Remainers are right to disdain Brexit. In 2016, while representing the Democracy in Europe Movement 2025 (DiEM25) in the run-up to the referendum, I stood side-by-side with Caroline Lucas, John McDonnell and others in a joint campaign for radical Remain. In DiEM25’s language, the message was: “In the EU. Against this EU!” The main reason Brexit won was that the Remain campaign was dominated by the Cameron-Clegg-Osborne-Blair roadshow, fronting for the institutions of global financial capital, for whom an anti-democratic EU was perfectly serviceable and consistent with their capacity to rule on behalf of the privileged few. Arrogance and inanity combined with Project Fear to drown out voices for a radical Remain.
While I would relish having access to a time machine in order to fight Brexit more effectively, if I had a magic wand by which to annul Brexit now, I would not use it. For what would I tell the lady in Leeds? She fully understood the costs of Brexit. She was not duped by Cambridge Analytica or Facebook. Her vote was intended to strike a blow at the establishment that did all it could to take the demos out of British and European democracy. By annulling her choice today, in order to avoid Britain crashing out of the EU, I would be betraying her in a way I could not justify.
Might securing EU agreement for a long extension to Article 50 (which expires on 29 March 2019) create the space for the comprehensive People’s Debate that Britain needs? Not really.
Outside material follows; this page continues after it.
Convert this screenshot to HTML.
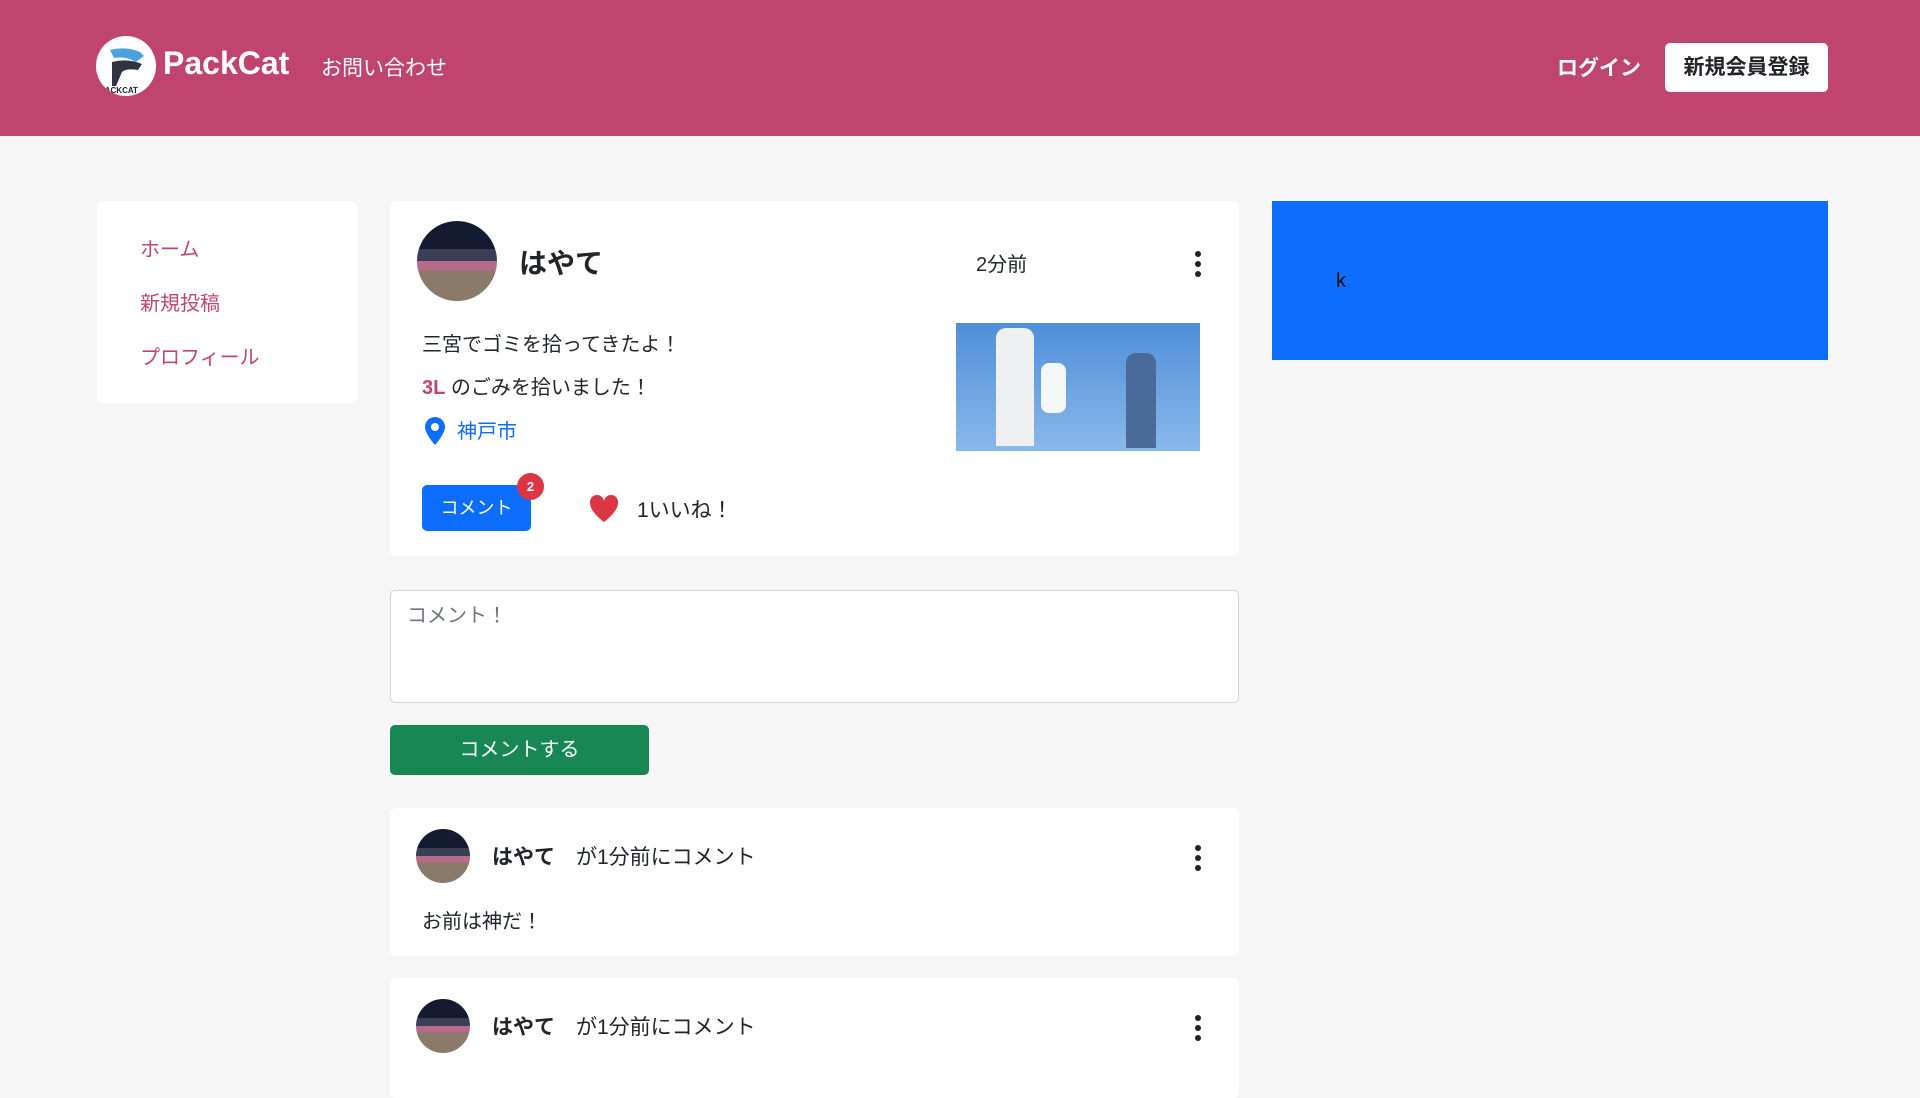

Any extension beyond June means that the UK must participate in the May 2019 European Parliament elections – for even if Brussels and London agree that the UK should not, British citizens will almost certainly win in the European courts if they sue for their right to vote. DiEM25 would be delighted to include the UK in its pan-European electoral campaign. But I cannot countenance looking the lady in Leeds in the eyes and telling her that, despite the Leave result in 2016, she must now vote in the European Parliament elections.
The lady in Leeds, I must confess, has had a major impact on my thinking: if we want Britain to stay in the EU but to fight against the European establishment, and if we want a People’s Debate, we should not want the revocation or extension of Article 50, or a second referendum. What we should want is a progressive in Downing Street. Given our current predicament, there is only one way to speedily get May out and Corbyn in: let the clock run down.
On 29 March, the European Commission will undoubtedly use its emergency powers to stop the clock indefinitely, not merely to extend the deadline. A general election then becomes inevitable, giving the people an opportunity to vote for a government that can allow them the great debate that they deserve regarding the UK’s long-term relationship with Europe and with itself.